Pride and Prejudice and Zombies (2009) – Pride and Prejudice. With Zombies. This has been adapted into a game, a graphic novel and there have been talks of a feature film. There has also been a prequel, a sequel and various other spin offs.
Austenland (2007)– Yet another Austen obsessed woman travels to a Jane Austen theme park in an attempt to find her real life Mr. Darcy. There is a film adaptation coming out this year.
Last year, Pride and Prejudice made its Vlog debut in the form of The Lizzie Bennet Diaries – a modern story where the protagonist, Lizzie Bennet, shares her life with the internet as part of a grad school project.
The show calls itself an “innovative, original episodic video and social media series produced for the web.” In reality, it’s an addictive bi-weekly retelling of Jane Austen’s most iconic tale, in which Darcy is a hipster, Lizzie is a beleaguered grad student and her mother is an aging Southern Belle just as desperate to marry off her daughters as she was in 1813. Oh, and Kitty is an actual cat. LBD is Clueless for the web generation, and viewers experience the story in real time as Lizzie’s videos get interrupted by her sisters, friends – and a certain brooding hero.

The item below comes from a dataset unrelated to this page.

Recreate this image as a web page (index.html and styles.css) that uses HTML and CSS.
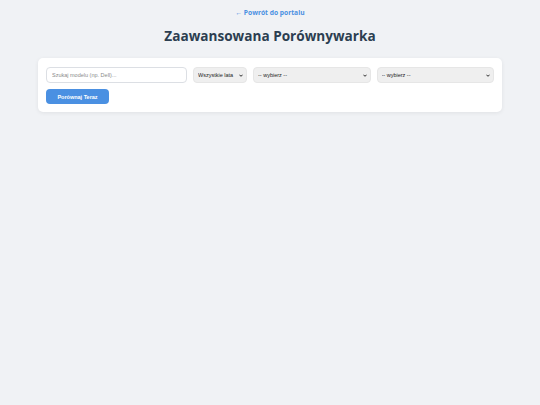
FILE: index.html
```html
<!DOCTYPE html>
<html lang="pl">
<head>
<meta charset="utf-8">
<title>Zaawansowana Porównywarka</title>
<link rel="stylesheet" href="styles.css">
</head>
<body>
<div class="page">
  <a class="back" href="#">← Powrót do portalu</a>
  <h1 class="title">Zaawansowana Porównywarka</h1>
  <div class="card">
    <div class="filters">
      <input class="search" type="text" placeholder="Szukaj modelu (np. Dell)...">
      <div class="sel-wrap">
        <select class="sel"><option>Wszystkie lata</option></select>
        <svg class="chev" viewBox="0 0 10 6" aria-hidden="true"><path d="M1 1l4 4 4-4" fill="none" stroke="#222" stroke-width="2.4"/></svg>
      </div>
      <div class="sel-wrap">
        <select class="sel"><option>-- wybierz --</option></select>
        <svg class="chev" viewBox="0 0 10 6" aria-hidden="true"><path d="M1 1l4 4 4-4" fill="none" stroke="#222" stroke-width="2.4"/></svg>
      </div>
      <div class="sel-wrap">
        <select class="sel"><option>-- wybierz --</option></select>
        <svg class="chev" viewBox="0 0 10 6" aria-hidden="true"><path d="M1 1l4 4 4-4" fill="none" stroke="#222" stroke-width="2.4"/></svg>
      </div>
    </div>
    <button class="btn" type="button">Porównaj Teraz</button>
  </div>
</div>
</body>
</html>
```
FILE: styles.css
```css
html, body {
  margin: 0;
  padding: 0;
  background: #f0f2f5;
  height: 100%;
}
body {
  font-family: "Open Sans", "Noto Sans", sans-serif;
}
.page {
  padding: 7px 38px 0;
  display: flex;
  flex-direction: column;
  align-items: center;
}
.back {
  color: #4a90e2;
  font-size: 6.7px;
  font-weight: 700;
  text-decoration: none;
  line-height: 12px;
}
.title {
  margin: 6px 0 12px;
  font-size: 13.6px;
  line-height: 21px;
  font-weight: 700;
  color: #2c3e50;
}
.card {
  align-self: stretch;
  background: #fff;
  border-radius: 5px;
  box-shadow: 0 1px 4px rgba(0,0,0,0.07);
  padding: 9px 8px 8px;
  display: flex;
  flex-direction: column;
  align-items: flex-start;
  gap: 6px;
}
.filters {
  align-self: stretch;
  display: grid;
  grid-template-columns: 141px 54px 1fr 1fr;
  gap: 6px;
}
.search, .sel {
  box-sizing: border-box;
  height: 16px;
  width: 100%;
  border-radius: 4px;
  font-family: "Liberation Sans", Arial, sans-serif;
  font-size: 5.5px;
  margin: 0;
}
.search {
  border: 1px solid #dcdfe4;
  background: #fff;
  padding: 0 5px;
  color: #333;
}
.search::placeholder {
  color: #8a8a8a;
}
.sel-wrap {
  position: relative;
}
.sel {
  appearance: none;
  -webkit-appearance: none;
  border: 1px solid #e6e6e6;
  background: #efefef;
  color: #222;
  padding: 0 4px;
  display: block;
}
.chev {
  position: absolute;
  right: 4px;
  top: 6.5px;
  width: 4px;
  height: 3px;
  pointer-events: none;
}
.btn {
  height: 15px;
  width: 63px;
  border: none;
  border-radius: 4px;
  background: #4a90e2;
  color: #fff;
  font-family: "Liberation Sans", Arial, sans-serif;
  font-size: 5.5px;
  font-weight: 700;
  padding: 0;
}
```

In theory, this adaptation should be terrible. In practice, it’s pure genius and has been like crack to both myself, my friends, and a large chunk of the internet population. Luckily for me, I only discovered it several weeks ago and smashed through 80+ episodes in a single day. (Shut up, I know I have a problem.) Now that I have to actually wait for episodes, I spend far too much time on Tuesday and Friday mornings impatiently glaring at my RSS Feed.

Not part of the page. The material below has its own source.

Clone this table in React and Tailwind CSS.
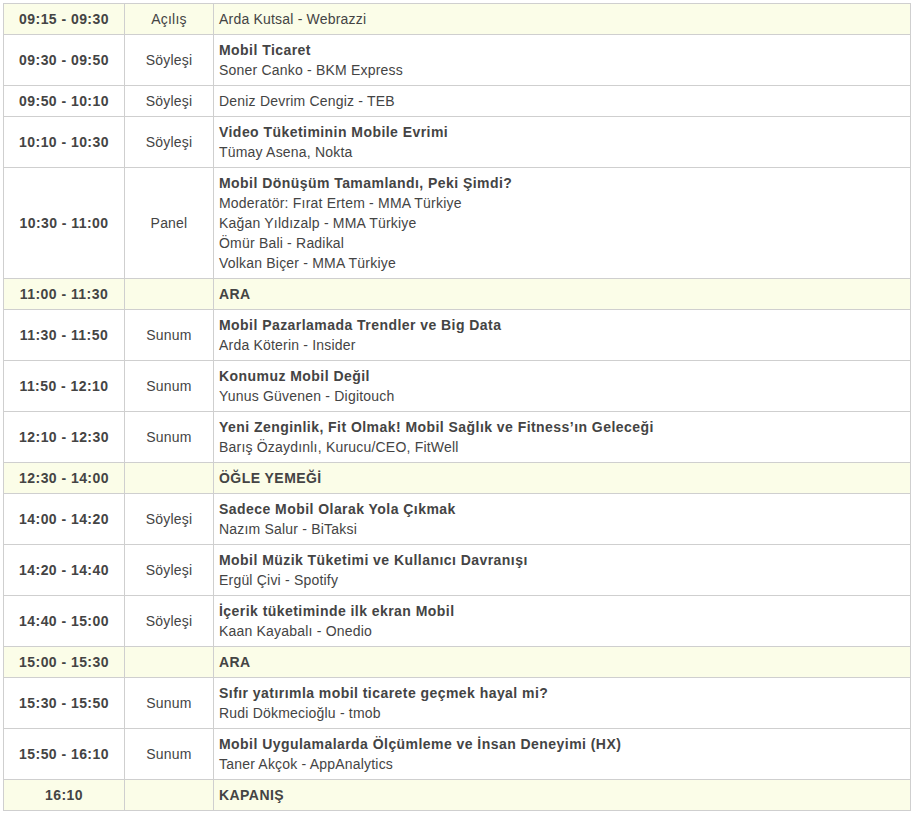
const rows = [
  { time: '09:15 - 09:30', type: 'Açılış', lines: ['Arda Kutsal - Webrazzi'], hl: true },
  { time: '09:30 - 09:50', type: 'Söyleşi', title: 'Mobil Ticaret', lines: ['Soner Canko - BKM Express'] },
  { time: '09:50 - 10:10', type: 'Söyleşi', lines: ['Deniz Devrim Cengiz - TEB'] },
  { time: '10:10 - 10:30', type: 'Söyleşi', title: 'Video Tüketiminin Mobile Evrimi', lines: ['Tümay Asena, Nokta'] },
  {
    time: '10:30 - 11:00',
    type: 'Panel',
    title: 'Mobil Dönüşüm Tamamlandı, Peki Şimdi?',
    lines: [
      'Moderatör: Fırat Ertem - MMA Türkiye',
      'Kağan Yıldızalp - MMA Türkiye',
      'Ömür Bali - Radikal',
      'Volkan Biçer - MMA Türkiye',
    ],
  },
  { time: '11:00 - 11:30', type: '', title: 'ARA', lines: [], hl: true },
  { time: '11:30 - 11:50', type: 'Sunum', title: 'Mobil Pazarlamada Trendler ve Big Data', lines: ['Arda Köterin - Insider'] },
  { time: '11:50 - 12:10', type: 'Sunum', title: 'Konumuz Mobil Değil', lines: ['Yunus Güvenen - Digitouch'] },
  {
    time: '12:10 - 12:30',
    type: 'Sunum',
    title: 'Yeni Zenginlik, Fit Olmak! Mobil Sağlık ve Fitness’ın Geleceği',
    lines: ['Barış Özaydınlı, Kurucu/CEO, FitWell'],
  },
  { time: '12:30 - 14:00', type: '', title: 'ÖĞLE YEMEĞİ', lines: [], hl: true },
  { time: '14:00 - 14:20', type: 'Söyleşi', title: 'Sadece Mobil Olarak Yola Çıkmak', lines: ['Nazım Salur - BiTaksi'] },
  { time: '14:20 - 14:40', type: 'Söyleşi', title: 'Mobil Müzik Tüketimi ve Kullanıcı Davranışı', lines: ['Ergül Çivi - Spotify'] },
  { time: '14:40 - 15:00', type: 'Söyleşi', title: 'İçerik tüketiminde ilk ekran Mobil', lines: ['Kaan Kayabalı - Onedio'] },
  { time: '15:00 - 15:30', type: '', title: 'ARA', lines: [], hl: true },
  { time: '15:30 - 15:50', type: 'Sunum', title: 'Sıfır yatırımla mobil ticarete geçmek hayal mi?', lines: ['Rudi Dökmecioğlu - tmob'] },
  {
    time: '15:50 - 16:10',
    type: 'Sunum',
    title: 'Mobil Uygulamalarda Ölçümleme ve İnsan Deneyimi (HX)',
    lines: ['Taner Akçok - AppAnalytics'],
  },
  { time: '16:10', type: '', title: 'KAPANIŞ', lines: [], hl: true },
]

// cell borders share one colour
const cell = 'border border-[#cfcfcf] px-[5px] py-[5px] align-middle'

export default function App() {
  return (
    <div className="min-h-[816px] bg-white pl-[3px] pt-[3px] font-['Liberation_Sans',Arial,sans-serif] text-[14px] leading-5 tracking-[0.2px] text-[#444]">
      <table className="w-[908px] border-collapse">
        <colgroup>
          <col className="w-[121px]" />
          <col className="w-[89px]" />
          <col />
        </colgroup>
        <tbody>
          {rows.map((r, i) => (
            <tr key={i} className={r.hl ? 'bg-[#fbfde8]' : 'bg-white'}>
              <td className={`${cell} text-center font-bold tracking-[0.45px]`}>{r.time}</td>
              <td className={`${cell} text-center`}>{r.type}</td>
              <td className={cell}>
                {r.title && <div className="font-bold tracking-[0.45px]">{r.title}</div>}
                {r.lines.map((l, j) => (
                  <div key={j}>{l}</div>
                ))}
              </td>
            </tr>
          ))}
        </tbody>
      </table>
    </div>
  )
}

My crazy addiction to the latest Jane Austen phenomena may seem perplexing to those who are yet to be exposed. I and other fans know the basic story, so why are we obsessively waiting for each new episode to drop, and cheering wildly (or is that only my house mate and I?) when certain characters are being cute together? Maybe because it’s interesting to see how the show modernizes the characters and situations, and therefore we don’t know exactly how things are going to pan out. This is true. However, it’s also because of the brilliant way in which the show is presented.

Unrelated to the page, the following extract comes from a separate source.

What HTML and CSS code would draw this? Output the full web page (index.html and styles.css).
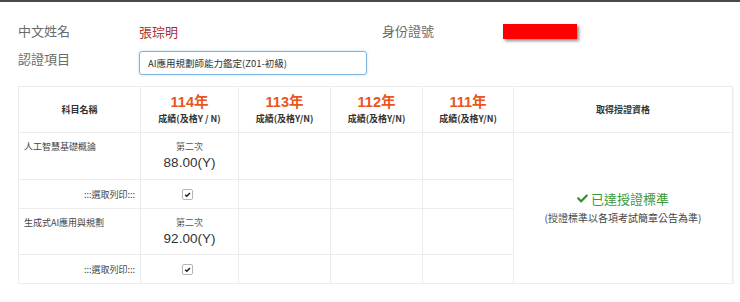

As previously mentioned, each episode is presented like it’s happening in real time. This is further emphasised by Q&A episodes, the creation websites for both Pemberley Digital and Collins & Collins, and the characters’ having various social media accounts, such as Twitter, Tumblr and Look Book. These are all utilised to drop titbits of information that allude to events in future episodes, and are incredibly successful at getting viewers excited about what might happen next. Some characters, such as Lydia and Charlotte, also get occasional spin off episodes that depict what’s happening when Lizzie isn’t around.
It’s not all light heartedness and romance though.
Freed from the usual trappings of Regency etiquette, LBD creators Hank Green and Bernie Su are not afraid of exploring the darker side of Pride and Prejudice. At one point in the series, Lizzie is offered the chance to step straight into a well-paying, though dull and demanding job at Collins & Collins. However, she turns it down in favour of finishing her Masters Degree. The secure financial future she is rejecting is real and immediate, just as it was when the original Lizzie refused to marry Mr Collins.
Another constant theme in the show is that of Mrs Bennet being eager to get her daughters out of the house. Initially, we are led to believe that this is because she just wants to see them married. However, we eventually learn that there may be more to it than that, and that there might not be a nest from which her daughters can fly for much longer.
Most disturbing of all is the modernised version of Wickham, who is more than just a charming cad in this retelling. His hold over the increasingly vulnerable Lydia tightens as the episodes progress, and it happens in such a subtle fashion that, to borrow a phrase from Austen herself, “we were in the middle of it before we knew it had begun.”
This storyline in particular greatly highlights the way in which the real-time format of the show, and the relatable nature of its characters, effects the audience. As Lydia and Wickham’s story progressed, comments on Lydia’s videos drastically changed from accolades over his hot abs to links to articles about abusive relationships.
Despite the opinion of high school boys everywhere, Jane Austen wasn’t a mere romance novelist. She was focused primarily on social commentary through parody and characterisation. I think The Lizzie Bennet Diaries is successfully continuing this trend through its more serious storylines and by showing the negative consequences of becoming an internet celebrity.
All in all, The Lizzie Bennet Diaries is faithful to the original without being slavish or full of in-jokes – except for maybe when Georgiana suggests that Darcy take a refreshing dip in the Pemberley Digital pool…
LBD is a sharp and clever re-imagining of Austen’s classic that brings social divide, class distinction, and even love into the digital age. Considering that it won Streamy Awards for Best Writing in a Comedy and Best Interactive Program, it seems that the lessons taught by Austen 200 years ago are still relevant today. Furthermore, the cast are so charismatic and charming that one can’t help but fall in love with them immediately.
With that in mind, I implore all Jane Austen fans to start watching it immediately. Feel free to blame me when you marathon it in less than 24 hours.